On the other hand, popular science articles do have a very interesting effect when I read them today. They remind me of the big picture, and often they let my mind wander. While I was reading “Spots,” for instance, the following occurred to me. One of the reasons we love relativity, both special and general is that it arises from such simple postulates into a beautiful and complex theory. One sometimes hears that this is missing in quantum theory: where do all these postulates about Hilbert space and Born’s rule and such come from? Are there some nice basic posulates from which we can reason, much like Einstein did for special relativity, as to why quantum theory should be the way it is? But while I was reading “Spots” it occurred to me that may this was an illusion.
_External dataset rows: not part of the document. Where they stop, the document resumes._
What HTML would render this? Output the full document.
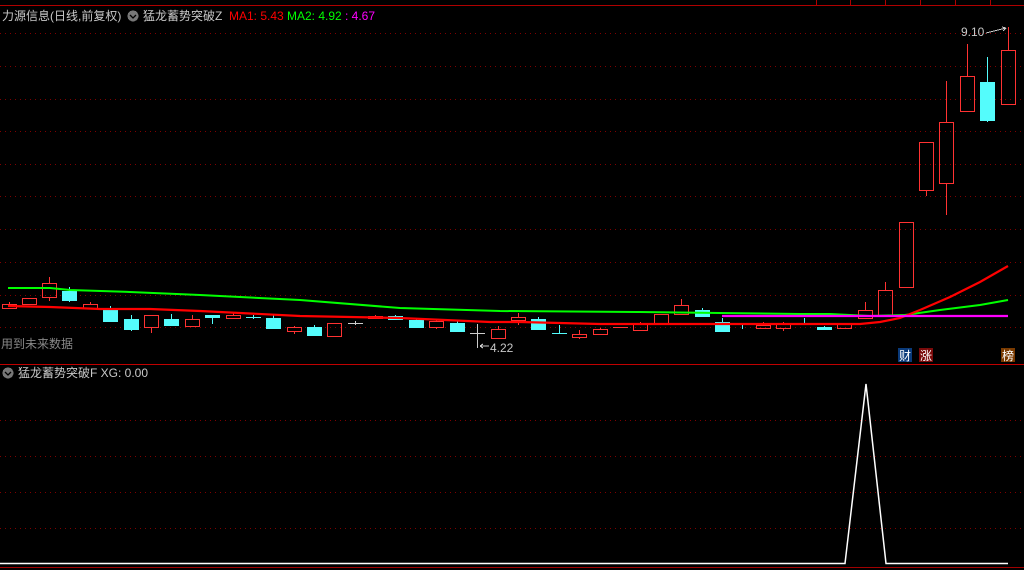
<!DOCTYPE html>
<html><head><meta charset="utf-8"><style>
html,body{margin:0;padding:0;background:#000;width:1024px;height:570px;overflow:hidden}
svg{display:block}
text{font-family:"Liberation Sans","Noto Sans CJK SC",sans-serif;font-size:12px}
</style></head><body>
<svg id="s" width="1024" height="570" xmlns="http://www.w3.org/2000/svg" shape-rendering="crispEdges">
<rect width="1024" height="570" fill="#000"/>
<line x1="0" y1="5.5" x2="1024" y2="5.5" stroke="#b00000"/>
<g stroke="#b00000"><line x1="816.5" y1="0" x2="816.5" y2="5"/><line x1="850.5" y1="0" x2="850.5" y2="5"/><line x1="885.5" y1="0" x2="885.5" y2="5"/><line x1="920.5" y1="0" x2="920.5" y2="5"/><line x1="955.5" y1="0" x2="955.5" y2="5"/><line x1="990.5" y1="0" x2="990.5" y2="5"/></g>
<g id="grid" stroke="#800000" stroke-dasharray="1,4"></g>
<line x1="0" y1="364.5" x2="1024" y2="364.5" stroke="#c00000"/>
<line x1="0" y1="567.5" x2="1024" y2="567.5" stroke="#a00000"/>
<g id="c"></g>
<text x="2" y="20" fill="#c8c8c8">力源信息(日线,前复权)</text>
<circle cx="133" cy="16" r="5.5" fill="#777"/><path d="M130 15 L133 18 L136 15" stroke="#000" fill="none" stroke-width="1.3" shape-rendering="auto"/>
<text x="143" y="20" fill="#c8c8c8">猛龙蓄势突破Z</text>
<text x="229" y="20" fill="#f00">MA1: 5.43</text>
<text x="287" y="20" fill="#0f0">MA2: 4.92</text>
<text x="345" y="20" fill="#f0f">: 4.67</text>
<text x="1" y="348" fill="#888">用到未来数据</text>
<text x="490" y="352" fill="#c8c8c8">4.22</text>
<path d="M480 346 L489 346 M480 346 L483 344 M480 346 L483 348" stroke="#c8c8c8" fill="none"/>
<text x="961" y="36" fill="#c8c8c8">9.10</text>
<path d="M986 33 L1006 28 M1006 28 L1002 27 M1006 28 L1003 31" stroke="#c8c8c8" fill="none"/>
<rect x="898" y="348" width="14" height="14" fill="#0a3a7a"/><text x="899" y="360" fill="#fff">财</text>
<rect x="919" y="348" width="14" height="14" fill="#7a0a0a"/><text x="920" y="360" fill="#fff">涨</text>
<rect x="1001" y="348" width="14" height="14" fill="#7a3a00"/><text x="1002" y="360" fill="#fff">榜</text>
<circle cx="8" cy="373" r="5.5" fill="#777"/><path d="M5 372 L8 375 L11 372" stroke="#000" fill="none" stroke-width="1.3" shape-rendering="auto"/>
<text x="18" y="377" fill="#c8c8c8">猛龙蓄势突破F  XG: 0.00</text>
<polyline points="0,563.5 845,563.5 866,384 886,563.5 1008,563.5" stroke="#fff" fill="none" stroke-width="1.5" shape-rendering="auto"/>
</svg>
<script>
var NS="http://www.w3.org/2000/svg",g=document.getElementById('grid'),c=document.getElementById('c');
[33,66,99,131,164,196,229,262,295,327,420,456,492,528].forEach(function(y){var l=document.createElementNS(NS,'line');l.setAttribute('x1',0);l.setAttribute('x2',1024);l.setAttribute('y1',y+.5);l.setAttribute('y2',y+.5);g.appendChild(l);});
function el(t,a){var e=document.createElementNS(NS,t);for(var k in a)e.setAttribute(k,a[k]);c.appendChild(e);return e;}
var K=[[2,304,308,302,308,'r'],[22,298,304,298,304,'r'],[42,283,297,277,301,'r'],[62,291,300,287,302,'c'],[83,304,308,302,308,'r'],[103,309,321,306,321,'c'],[124,319,329,315,331,'c'],[144,315,327,315,333,'r'],[164,319,325,314,325,'c'],[185,319,326,315,326,'r'],[205,315,317,315,324,'c'],[226,315,318,313,318,'r'],[246,317,318,315,319,'c'],[266,318,328,315,328,'c'],[287,327,331,326,334,'r'],[307,327,335,325,336,'c'],[327,323,336,323,336,'r'],[348,323,323,321,325,'w'],[368,316,318,315,318,'r'],[388,316,319,315,319,'c'],[409,320,327,318,327,'c'],[429,321,327,319,329,'r'],[450,323,331,321,331,'c'],[470,333,333,324,348,'w'],[491,329,338,326,338,'r'],[511,317,320,313,325,'r'],[531,319,329,317,329,'c'],[552,333,333,325,333,'c'],[572,334,337,330,339,'r'],[593,329,334,328,334,'r'],[613,327,328,327,328,'r'],[633,323,330,322,330,'r'],[654,314,324,314,324,'r'],[674,305,314,299,314,'r'],[695,310,316,308,316,'c'],[715,322,331,318,331,'c'],[735,324,324,323,329,'c'],[756,325,328,322,328,'r'],[776,324,328,322,331,'r'],[797,324,324,318,324,'c'],[817,327,329,326,330,'c'],[837,323,328,323,328,'r'],[858,310,318,302,318,'r'],[878,290,315,282,315,'r'],[899,222,287,222,287,'r'],[919,142,190,142,196,'r'],[939,122,183,81,215,'r'],[960,76,111,44,111,'r'],[980,82,120,57,122,'c'],[1001,50,104,27,104,'r']];
function pl(p,col,w){el('polyline',{points:p,stroke:col,fill:'none','stroke-width':w,'shape-rendering':'auto'});}
K.forEach(function(k){var x=k[0],t=k[1],b=k[2],h=k[3],lo=k[4],col=k[5]=='r'?'#ff3232':(k[5]=='c'?'#54fcfc':'#ccc');var cx=x+7.5;
if(h<t)el('line',{x1:cx,y1:h,x2:cx,y2:t,stroke:col});
if(lo>b)el('line',{x1:cx,y1:b,x2:cx,y2:lo,stroke:col});
if(b-t<=1){el('line',{x1:x,y1:t+.5,x2:x+15,y2:t+.5,stroke:col});}
else if(k[5]=='r'){el('rect',{x:x+.5,y:t+.5,width:14,height:b-t,fill:'none',stroke:col});}
else el('rect',{x:x,y:t,width:15,height:b-t+1,fill:col});
});
pl('8,288 50,288 70,290 130,292 200,295 300,300 400,308 500,311 640,312 720,313 800,314 830,314 870,316 905,315 940,310 980,305 1008,300','#00ff00',2);
pl('8,306 50,307 100,309 150,309 200,311 300,316 400,318 490,322 520,322 600,324 700,324 740,324 800,324 860,324 880,322 900,318 920,310 950,297 980,282 1008,266','#ff0000',2.2);
pl('722,316 1008,316','#ff00ff',2.2);
</script>
</body></html>
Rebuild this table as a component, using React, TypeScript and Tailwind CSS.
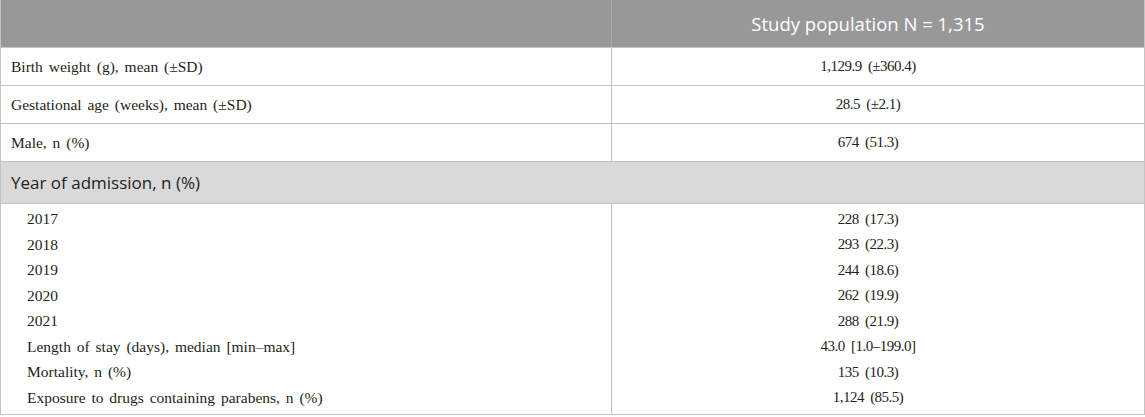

Suppose that instead of discovering special and general relativity before quantum theory (O.K. there is some overlap, but the truely disturbing parts of quantum theory emerged after both relativity theories.) If you are a quantum person living in a quantum world, does all this talk about mirrors and clocks seems rather troubling. Mirrors are big classical thingees. What do quantum mirrors look like, and is it natural to talk the thought experiments that Einstein used? But in a larger sense, I also began to wonder if the principles of relativity are really so natural. Are they natural to someone who experiences the amplitudes of quantum theory in their everyday experience? Why is it that we spend time trying to think about how quantum theory might emerge (this is, after all, what interpretations are really after, isn’t it?), but don’t spend time thinking about a deeper theory from which, say, special relativity might emerge. This, I guess is one reason I’m interested in loop quantum gravity: there, one of the challenges is to really see how our four dimensional world emerges from the, for a better word for it, quantum foam. So why does special relativity look the way it does, quantum boy? And it’s silly questions like these which keep me reading popular science, and will continue to keep me reading popular science, long after I’ve grown accustomed to the history.

3 Replies to “Popular Science Hits the Spot”

  1. I have a hard time finding popular science books I like. It’s easier if the book is not in my field, but then I wouldn’t be able to tell if a topic is being covered incorrectly and I’m just being duped.
    One biology book I reviewed was written by a layperson lauded for her ability to describe complex biological concepts poetically. She got the poetry right, but not the biology. One of her most egregious mistakes was the oft-committed mistake of referring to a gene as if it is uniquely responsible for a particular behavior, rather than as encoding a molecule involved in a cellular process.

  2. Suresh: Yeah I read “The Road to Reality” a while ago…it came out earlier in the UK and I got a version from there. I really liked it too. But I like Roger Penrose. It’s a strange book, though, in terms of what audience it is designed for.